# [The request]
Give the material again in full, matching it exactly.

# [Provided data]

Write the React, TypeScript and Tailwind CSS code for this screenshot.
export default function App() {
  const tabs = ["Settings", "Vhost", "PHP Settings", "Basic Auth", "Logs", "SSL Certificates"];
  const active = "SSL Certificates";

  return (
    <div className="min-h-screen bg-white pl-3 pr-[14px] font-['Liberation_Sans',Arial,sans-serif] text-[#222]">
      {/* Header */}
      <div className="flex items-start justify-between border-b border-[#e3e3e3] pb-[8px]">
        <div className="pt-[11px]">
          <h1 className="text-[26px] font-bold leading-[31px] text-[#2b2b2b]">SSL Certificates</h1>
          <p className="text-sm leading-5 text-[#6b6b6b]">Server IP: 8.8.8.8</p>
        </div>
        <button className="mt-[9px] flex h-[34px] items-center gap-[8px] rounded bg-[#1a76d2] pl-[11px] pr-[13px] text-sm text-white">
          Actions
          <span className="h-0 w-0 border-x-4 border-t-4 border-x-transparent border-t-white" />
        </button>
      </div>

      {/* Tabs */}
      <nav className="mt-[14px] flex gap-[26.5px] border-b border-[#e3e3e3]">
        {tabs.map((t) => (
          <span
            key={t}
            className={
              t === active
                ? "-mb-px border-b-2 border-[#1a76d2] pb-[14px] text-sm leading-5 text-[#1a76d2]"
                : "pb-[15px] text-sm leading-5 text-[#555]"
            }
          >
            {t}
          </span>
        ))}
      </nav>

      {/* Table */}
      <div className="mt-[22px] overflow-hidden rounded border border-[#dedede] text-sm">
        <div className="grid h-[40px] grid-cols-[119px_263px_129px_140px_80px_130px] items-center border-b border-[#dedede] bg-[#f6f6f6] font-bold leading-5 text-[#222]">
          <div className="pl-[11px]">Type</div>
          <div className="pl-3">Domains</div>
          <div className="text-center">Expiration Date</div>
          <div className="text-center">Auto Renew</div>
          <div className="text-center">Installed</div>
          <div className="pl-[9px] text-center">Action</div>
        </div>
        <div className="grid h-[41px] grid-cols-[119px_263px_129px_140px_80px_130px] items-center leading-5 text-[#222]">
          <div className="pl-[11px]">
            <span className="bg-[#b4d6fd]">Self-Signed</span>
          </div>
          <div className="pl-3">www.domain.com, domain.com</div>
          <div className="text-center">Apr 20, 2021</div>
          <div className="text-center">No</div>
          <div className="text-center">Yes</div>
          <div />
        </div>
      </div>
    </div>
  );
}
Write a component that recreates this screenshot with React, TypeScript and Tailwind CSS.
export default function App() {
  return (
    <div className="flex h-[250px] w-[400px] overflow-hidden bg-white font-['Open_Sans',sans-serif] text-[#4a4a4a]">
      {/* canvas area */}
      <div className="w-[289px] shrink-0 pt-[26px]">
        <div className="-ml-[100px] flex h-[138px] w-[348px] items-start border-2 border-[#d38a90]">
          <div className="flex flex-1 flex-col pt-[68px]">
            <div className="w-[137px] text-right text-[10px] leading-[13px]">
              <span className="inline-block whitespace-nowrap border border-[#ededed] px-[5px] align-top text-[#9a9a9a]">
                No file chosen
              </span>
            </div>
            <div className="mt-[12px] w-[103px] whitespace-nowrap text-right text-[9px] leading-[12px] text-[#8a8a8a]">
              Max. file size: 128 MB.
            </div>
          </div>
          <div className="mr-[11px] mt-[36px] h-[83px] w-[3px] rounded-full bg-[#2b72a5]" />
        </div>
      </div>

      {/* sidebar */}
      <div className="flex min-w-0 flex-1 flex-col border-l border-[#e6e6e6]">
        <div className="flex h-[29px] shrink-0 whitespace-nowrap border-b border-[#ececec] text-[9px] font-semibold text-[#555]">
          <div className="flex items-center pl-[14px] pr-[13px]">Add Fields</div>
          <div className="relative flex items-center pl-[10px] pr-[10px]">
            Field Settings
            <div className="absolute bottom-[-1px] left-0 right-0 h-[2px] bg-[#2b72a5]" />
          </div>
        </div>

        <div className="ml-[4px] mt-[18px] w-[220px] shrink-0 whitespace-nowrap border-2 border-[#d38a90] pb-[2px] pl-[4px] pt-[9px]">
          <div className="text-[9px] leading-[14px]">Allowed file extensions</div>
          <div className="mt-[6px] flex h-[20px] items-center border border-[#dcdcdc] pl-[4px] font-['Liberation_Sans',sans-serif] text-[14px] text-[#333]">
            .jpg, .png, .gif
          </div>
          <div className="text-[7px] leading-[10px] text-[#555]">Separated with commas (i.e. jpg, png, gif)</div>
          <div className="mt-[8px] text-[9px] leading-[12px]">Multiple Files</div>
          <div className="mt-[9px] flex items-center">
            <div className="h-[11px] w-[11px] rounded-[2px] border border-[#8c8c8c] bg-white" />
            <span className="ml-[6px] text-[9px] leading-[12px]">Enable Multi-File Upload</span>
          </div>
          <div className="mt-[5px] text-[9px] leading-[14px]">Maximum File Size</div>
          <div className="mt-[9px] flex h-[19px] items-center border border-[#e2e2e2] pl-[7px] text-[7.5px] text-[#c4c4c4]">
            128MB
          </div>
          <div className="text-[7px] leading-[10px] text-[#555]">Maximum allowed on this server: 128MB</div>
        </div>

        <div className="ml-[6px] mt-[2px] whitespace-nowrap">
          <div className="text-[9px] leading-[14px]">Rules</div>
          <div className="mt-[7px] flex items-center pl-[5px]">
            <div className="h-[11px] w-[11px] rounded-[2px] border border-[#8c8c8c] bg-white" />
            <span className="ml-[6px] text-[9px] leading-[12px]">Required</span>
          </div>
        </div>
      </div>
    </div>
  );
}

# [Exercise response]
Write the React, TypeScript and Tailwind CSS code for this screenshot.
export default function App() {
  const tabs = ["Settings", "Vhost", "PHP Settings", "Basic Auth", "Logs", "SSL Certificates"];
  const active = "SSL Certificates";

  return (
    <div className="min-h-screen bg-white pl-3 pr-[14px] font-['Liberation_Sans',Arial,sans-serif] text-[#222]">
      {/* Header */}
      <div className="flex items-start justify-between border-b border-[#e3e3e3] pb-[8px]">
        <div className="pt-[11px]">
          <h1 className="text-[26px] font-bold leading-[31px] text-[#2b2b2b]">SSL Certificates</h1>
          <p className="text-sm leading-5 text-[#6b6b6b]">Server IP: 8.8.8.8</p>
        </div>
        <button className="mt-[9px] flex h-[34px] items-center gap-[8px] rounded bg-[#1a76d2] pl-[11px] pr-[13px] text-sm text-white">
          Actions
          <span className="h-0 w-0 border-x-4 border-t-4 border-x-transparent border-t-white" />
        </button>
      </div>

      {/* Tabs */}
      <nav className="mt-[14px] flex gap-[26.5px] border-b border-[#e3e3e3]">
        {tabs.map((t) => (
          <span
            key={t}
            className={
              t === active
                ? "-mb-px border-b-2 border-[#1a76d2] pb-[14px] text-sm leading-5 text-[#1a76d2]"
                : "pb-[15px] text-sm leading-5 text-[#555]"
            }
          >
            {t}
          </span>
        ))}
      </nav>

      {/* Table */}
      <div className="mt-[22px] overflow-hidden rounded border border-[#dedede] text-sm">
        <div className="grid h-[40px] grid-cols-[119px_263px_129px_140px_80px_130px] items-center border-b border-[#dedede] bg-[#f6f6f6] font-bold leading-5 text-[#222]">
          <div className="pl-[11px]">Type</div>
          <div className="pl-3">Domains</div>
          <div className="text-center">Expiration Date</div>
          <div className="text-center">Auto Renew</div>
          <div className="text-center">Installed</div>
          <div className="pl-[9px] text-center">Action</div>
        </div>
        <div className="grid h-[41px] grid-cols-[119px_263px_129px_140px_80px_130px] items-center leading-5 text-[#222]">
          <div className="pl-[11px]">
            <span className="bg-[#b4d6fd]">Self-Signed</span>
          </div>
          <div className="pl-3">www.domain.com, domain.com</div>
          <div className="text-center">Apr 20, 2021</div>
          <div className="text-center">No</div>
          <div className="text-center">Yes</div>
          <div />
        </div>
      </div>
    </div>
  );
}
Write a component that recreates this screenshot with React, TypeScript and Tailwind CSS.
export default function App() {
  return (
    <div className="flex h-[250px] w-[400px] overflow-hidden bg-white font-['Open_Sans',sans-serif] text-[#4a4a4a]">
      {/* canvas area */}
      <div className="w-[289px] shrink-0 pt-[26px]">
        <div className="-ml-[100px] flex h-[138px] w-[348px] items-start border-2 border-[#d38a90]">
          <div className="flex flex-1 flex-col pt-[68px]">
            <div className="w-[137px] text-right text-[10px] leading-[13px]">
              <span className="inline-block whitespace-nowrap border border-[#ededed] px-[5px] align-top text-[#9a9a9a]">
                No file chosen
              </span>
            </div>
            <div className="mt-[12px] w-[103px] whitespace-nowrap text-right text-[9px] leading-[12px] text-[#8a8a8a]">
              Max. file size: 128 MB.
            </div>
          </div>
          <div className="mr-[11px] mt-[36px] h-[83px] w-[3px] rounded-full bg-[#2b72a5]" />
        </div>
      </div>

      {/* sidebar */}
      <div className="flex min-w-0 flex-1 flex-col border-l border-[#e6e6e6]">
        <div className="flex h-[29px] shrink-0 whitespace-nowrap border-b border-[#ececec] text-[9px] font-semibold text-[#555]">
          <div className="flex items-center pl-[14px] pr-[13px]">Add Fields</div>
          <div className="relative flex items-center pl-[10px] pr-[10px]">
            Field Settings
            <div className="absolute bottom-[-1px] left-0 right-0 h-[2px] bg-[#2b72a5]" />
          </div>
        </div>

        <div className="ml-[4px] mt-[18px] w-[220px] shrink-0 whitespace-nowrap border-2 border-[#d38a90] pb-[2px] pl-[4px] pt-[9px]">
          <div className="text-[9px] leading-[14px]">Allowed file extensions</div>
          <div className="mt-[6px] flex h-[20px] items-center border border-[#dcdcdc] pl-[4px] font-['Liberation_Sans',sans-serif] text-[14px] text-[#333]">
            .jpg, .png, .gif
          </div>
          <div className="text-[7px] leading-[10px] text-[#555]">Separated with commas (i.e. jpg, png, gif)</div>
          <div className="mt-[8px] text-[9px] leading-[12px]">Multiple Files</div>
          <div className="mt-[9px] flex items-center">
            <div className="h-[11px] w-[11px] rounded-[2px] border border-[#8c8c8c] bg-white" />
            <span className="ml-[6px] text-[9px] leading-[12px]">Enable Multi-File Upload</span>
          </div>
          <div className="mt-[5px] text-[9px] leading-[14px]">Maximum File Size</div>
          <div className="mt-[9px] flex h-[19px] items-center border border-[#e2e2e2] pl-[7px] text-[7.5px] text-[#c4c4c4]">
            128MB
          </div>
          <div className="text-[7px] leading-[10px] text-[#555]">Maximum allowed on this server: 128MB</div>
        </div>

        <div className="ml-[6px] mt-[2px] whitespace-nowrap">
          <div className="text-[9px] leading-[14px]">Rules</div>
          <div className="mt-[7px] flex items-center pl-[5px]">
            <div className="h-[11px] w-[11px] rounded-[2px] border border-[#8c8c8c] bg-white" />
            <span className="ml-[6px] text-[9px] leading-[12px]">Required</span>
          </div>
        </div>
      </div>
    </div>
  );
}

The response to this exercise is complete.